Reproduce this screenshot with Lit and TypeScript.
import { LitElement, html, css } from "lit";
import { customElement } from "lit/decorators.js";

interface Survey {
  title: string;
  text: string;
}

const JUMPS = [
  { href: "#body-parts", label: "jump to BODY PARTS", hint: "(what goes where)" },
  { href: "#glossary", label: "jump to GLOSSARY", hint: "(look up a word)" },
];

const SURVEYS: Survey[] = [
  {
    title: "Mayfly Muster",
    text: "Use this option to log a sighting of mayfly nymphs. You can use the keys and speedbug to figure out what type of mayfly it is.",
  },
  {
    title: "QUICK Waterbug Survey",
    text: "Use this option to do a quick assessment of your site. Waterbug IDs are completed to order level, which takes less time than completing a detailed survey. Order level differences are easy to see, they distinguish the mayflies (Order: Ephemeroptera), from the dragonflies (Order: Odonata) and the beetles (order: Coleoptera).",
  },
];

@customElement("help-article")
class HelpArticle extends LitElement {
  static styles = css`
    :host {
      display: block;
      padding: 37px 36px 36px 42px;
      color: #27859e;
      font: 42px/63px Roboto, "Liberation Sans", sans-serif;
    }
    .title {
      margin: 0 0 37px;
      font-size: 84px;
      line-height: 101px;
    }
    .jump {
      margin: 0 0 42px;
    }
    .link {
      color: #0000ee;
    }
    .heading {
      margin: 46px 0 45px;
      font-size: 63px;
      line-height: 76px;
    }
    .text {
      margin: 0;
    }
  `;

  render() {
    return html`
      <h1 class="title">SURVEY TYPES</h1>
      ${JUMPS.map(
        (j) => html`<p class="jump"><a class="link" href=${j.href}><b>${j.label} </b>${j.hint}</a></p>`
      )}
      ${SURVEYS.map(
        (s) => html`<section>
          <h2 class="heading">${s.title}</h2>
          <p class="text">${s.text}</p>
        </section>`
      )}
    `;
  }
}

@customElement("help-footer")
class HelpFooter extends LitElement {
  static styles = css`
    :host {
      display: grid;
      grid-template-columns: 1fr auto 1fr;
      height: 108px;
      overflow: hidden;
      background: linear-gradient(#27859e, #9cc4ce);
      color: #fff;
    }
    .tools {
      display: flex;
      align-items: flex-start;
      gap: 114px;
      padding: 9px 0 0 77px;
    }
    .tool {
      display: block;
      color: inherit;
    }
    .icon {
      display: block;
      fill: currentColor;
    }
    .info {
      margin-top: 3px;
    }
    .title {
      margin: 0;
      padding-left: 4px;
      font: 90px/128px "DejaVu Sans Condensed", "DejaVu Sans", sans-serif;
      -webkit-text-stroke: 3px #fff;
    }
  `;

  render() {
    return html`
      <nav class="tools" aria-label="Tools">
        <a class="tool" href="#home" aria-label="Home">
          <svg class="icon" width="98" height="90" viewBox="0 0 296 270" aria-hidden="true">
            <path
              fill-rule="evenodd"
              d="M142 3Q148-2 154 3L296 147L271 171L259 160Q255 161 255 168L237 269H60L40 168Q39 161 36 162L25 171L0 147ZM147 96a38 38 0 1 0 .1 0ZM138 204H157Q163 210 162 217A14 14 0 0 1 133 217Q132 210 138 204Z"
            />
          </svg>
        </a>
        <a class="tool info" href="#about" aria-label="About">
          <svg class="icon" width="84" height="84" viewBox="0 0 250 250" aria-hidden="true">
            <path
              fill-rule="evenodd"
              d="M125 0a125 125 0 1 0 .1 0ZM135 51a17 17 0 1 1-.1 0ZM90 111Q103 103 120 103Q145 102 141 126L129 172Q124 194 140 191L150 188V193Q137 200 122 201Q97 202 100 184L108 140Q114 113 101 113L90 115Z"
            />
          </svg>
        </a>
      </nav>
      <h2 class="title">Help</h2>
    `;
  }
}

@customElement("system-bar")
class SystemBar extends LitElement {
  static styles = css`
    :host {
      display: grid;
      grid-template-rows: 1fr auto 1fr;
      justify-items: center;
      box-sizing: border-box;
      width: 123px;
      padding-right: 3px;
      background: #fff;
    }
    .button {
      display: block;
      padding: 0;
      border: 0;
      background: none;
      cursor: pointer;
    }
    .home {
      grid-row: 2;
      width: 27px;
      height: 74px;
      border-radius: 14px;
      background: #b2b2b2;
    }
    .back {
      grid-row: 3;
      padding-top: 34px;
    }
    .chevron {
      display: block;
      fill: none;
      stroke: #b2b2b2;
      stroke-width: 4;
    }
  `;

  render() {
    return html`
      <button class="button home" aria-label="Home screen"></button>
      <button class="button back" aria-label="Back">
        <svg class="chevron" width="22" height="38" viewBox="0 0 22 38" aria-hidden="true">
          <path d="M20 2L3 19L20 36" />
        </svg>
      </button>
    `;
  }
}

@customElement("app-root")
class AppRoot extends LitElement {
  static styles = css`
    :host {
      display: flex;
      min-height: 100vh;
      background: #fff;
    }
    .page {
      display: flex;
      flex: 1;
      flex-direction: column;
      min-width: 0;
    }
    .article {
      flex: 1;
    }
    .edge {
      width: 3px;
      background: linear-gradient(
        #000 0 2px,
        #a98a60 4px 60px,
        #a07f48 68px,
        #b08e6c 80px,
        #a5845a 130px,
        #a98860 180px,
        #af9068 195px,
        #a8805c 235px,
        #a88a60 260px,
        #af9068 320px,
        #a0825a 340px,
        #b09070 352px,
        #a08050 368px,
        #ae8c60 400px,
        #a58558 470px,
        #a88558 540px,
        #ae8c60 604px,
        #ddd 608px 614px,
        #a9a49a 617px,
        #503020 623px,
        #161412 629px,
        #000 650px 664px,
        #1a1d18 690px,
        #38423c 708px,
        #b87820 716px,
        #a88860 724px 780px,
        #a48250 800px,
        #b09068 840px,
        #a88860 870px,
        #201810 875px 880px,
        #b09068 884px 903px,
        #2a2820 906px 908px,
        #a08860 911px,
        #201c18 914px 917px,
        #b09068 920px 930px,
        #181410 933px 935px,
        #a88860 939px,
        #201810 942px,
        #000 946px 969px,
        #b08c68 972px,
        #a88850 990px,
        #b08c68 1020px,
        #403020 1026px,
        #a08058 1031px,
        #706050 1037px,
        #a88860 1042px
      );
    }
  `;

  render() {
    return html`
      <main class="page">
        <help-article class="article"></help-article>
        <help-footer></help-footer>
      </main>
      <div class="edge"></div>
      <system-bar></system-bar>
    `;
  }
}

Aim: Everything in the listing above should be restated exactly.

Response below:
Reproduce this screenshot with Lit and TypeScript.
import { LitElement, html, css } from "lit";
import { customElement } from "lit/decorators.js";

interface Survey {
  title: string;
  text: string;
}

const JUMPS = [
  { href: "#body-parts", label: "jump to BODY PARTS", hint: "(what goes where)" },
  { href: "#glossary", label: "jump to GLOSSARY", hint: "(look up a word)" },
];

const SURVEYS: Survey[] = [
  {
    title: "Mayfly Muster",
    text: "Use this option to log a sighting of mayfly nymphs. You can use the keys and speedbug to figure out what type of mayfly it is.",
  },
  {
    title: "QUICK Waterbug Survey",
    text: "Use this option to do a quick assessment of your site. Waterbug IDs are completed to order level, which takes less time than completing a detailed survey. Order level differences are easy to see, they distinguish the mayflies (Order: Ephemeroptera), from the dragonflies (Order: Odonata) and the beetles (order: Coleoptera).",
  },
];

@customElement("help-article")
class HelpArticle extends LitElement {
  static styles = css`
    :host {
      display: block;
      padding: 37px 36px 36px 42px;
      color: #27859e;
      font: 42px/63px Roboto, "Liberation Sans", sans-serif;
    }
    .title {
      margin: 0 0 37px;
      font-size: 84px;
      line-height: 101px;
    }
    .jump {
      margin: 0 0 42px;
    }
    .link {
      color: #0000ee;
    }
    .heading {
      margin: 46px 0 45px;
      font-size: 63px;
      line-height: 76px;
    }
    .text {
      margin: 0;
    }
  `;

  render() {
    return html`
      <h1 class="title">SURVEY TYPES</h1>
      ${JUMPS.map(
        (j) => html`<p class="jump"><a class="link" href=${j.href}><b>${j.label} </b>${j.hint}</a></p>`
      )}
      ${SURVEYS.map(
        (s) => html`<section>
          <h2 class="heading">${s.title}</h2>
          <p class="text">${s.text}</p>
        </section>`
      )}
    `;
  }
}

@customElement("help-footer")
class HelpFooter extends LitElement {
  static styles = css`
    :host {
      display: grid;
      grid-template-columns: 1fr auto 1fr;
      height: 108px;
      overflow: hidden;
      background: linear-gradient(#27859e, #9cc4ce);
      color: #fff;
    }
    .tools {
      display: flex;
      align-items: flex-start;
      gap: 114px;
      padding: 9px 0 0 77px;
    }
    .tool {
      display: block;
      color: inherit;
    }
    .icon {
      display: block;
      fill: currentColor;
    }
    .info {
      margin-top: 3px;
    }
    .title {
      margin: 0;
      padding-left: 4px;
      font: 90px/128px "DejaVu Sans Condensed", "DejaVu Sans", sans-serif;
      -webkit-text-stroke: 3px #fff;
    }
  `;

  render() {
    return html`
      <nav class="tools" aria-label="Tools">
        <a class="tool" href="#home" aria-label="Home">
          <svg class="icon" width="98" height="90" viewBox="0 0 296 270" aria-hidden="true">
            <path
              fill-rule="evenodd"
              d="M142 3Q148-2 154 3L296 147L271 171L259 160Q255 161 255 168L237 269H60L40 168Q39 161 36 162L25 171L0 147ZM147 96a38 38 0 1 0 .1 0ZM138 204H157Q163 210 162 217A14 14 0 0 1 133 217Q132 210 138 204Z"
            />
          </svg>
        </a>
        <a class="tool info" href="#about" aria-label="About">
          <svg class="icon" width="84" height="84" viewBox="0 0 250 250" aria-hidden="true">
            <path
              fill-rule="evenodd"
              d="M125 0a125 125 0 1 0 .1 0ZM135 51a17 17 0 1 1-.1 0ZM90 111Q103 103 120 103Q145 102 141 126L129 172Q124 194 140 191L150 188V193Q137 200 122 201Q97 202 100 184L108 140Q114 113 101 113L90 115Z"
            />
          </svg>
        </a>
      </nav>
      <h2 class="title">Help</h2>
    `;
  }
}

@customElement("system-bar")
class SystemBar extends LitElement {
  static styles = css`
    :host {
      display: grid;
      grid-template-rows: 1fr auto 1fr;
      justify-items: center;
      box-sizing: border-box;
      width: 123px;
      padding-right: 3px;
      background: #fff;
    }
    .button {
      display: block;
      padding: 0;
      border: 0;
      background: none;
      cursor: pointer;
    }
    .home {
      grid-row: 2;
      width: 27px;
      height: 74px;
      border-radius: 14px;
      background: #b2b2b2;
    }
    .back {
      grid-row: 3;
      padding-top: 34px;
    }
    .chevron {
      display: block;
      fill: none;
      stroke: #b2b2b2;
      stroke-width: 4;
    }
  `;

  render() {
    return html`
      <button class="button home" aria-label="Home screen"></button>
      <button class="button back" aria-label="Back">
        <svg class="chevron" width="22" height="38" viewBox="0 0 22 38" aria-hidden="true">
          <path d="M20 2L3 19L20 36" />
        </svg>
      </button>
    `;
  }
}

@customElement("app-root")
class AppRoot extends LitElement {
  static styles = css`
    :host {
      display: flex;
      min-height: 100vh;
      background: #fff;
    }
    .page {
      display: flex;
      flex: 1;
      flex-direction: column;
      min-width: 0;
    }
    .article {
      flex: 1;
    }
    .edge {
      width: 3px;
      background: linear-gradient(
        #000 0 2px,
        #a98a60 4px 60px,
        #a07f48 68px,
        #b08e6c 80px,
        #a5845a 130px,
        #a98860 180px,
        #af9068 195px,
        #a8805c 235px,
        #a88a60 260px,
        #af9068 320px,
        #a0825a 340px,
        #b09070 352px,
        #a08050 368px,
        #ae8c60 400px,
        #a58558 470px,
        #a88558 540px,
        #ae8c60 604px,
        #ddd 608px 614px,
        #a9a49a 617px,
        #503020 623px,
        #161412 629px,
        #000 650px 664px,
        #1a1d18 690px,
        #38423c 708px,
        #b87820 716px,
        #a88860 724px 780px,
        #a48250 800px,
        #b09068 840px,
        #a88860 870px,
        #201810 875px 880px,
        #b09068 884px 903px,
        #2a2820 906px 908px,
        #a08860 911px,
        #201c18 914px 917px,
        #b09068 920px 930px,
        #181410 933px 935px,
        #a88860 939px,
        #201810 942px,
        #000 946px 969px,
        #b08c68 972px,
        #a88850 990px,
        #b08c68 1020px,
        #403020 1026px,
        #a08058 1031px,
        #706050 1037px,
        #a88860 1042px
      );
    }
  `;

  render() {
    return html`
      <main class="page">
        <help-article class="article"></help-article>
        <help-footer></help-footer>
      </main>
      <div class="edge"></div>
      <system-bar></system-bar>
    `;
  }
}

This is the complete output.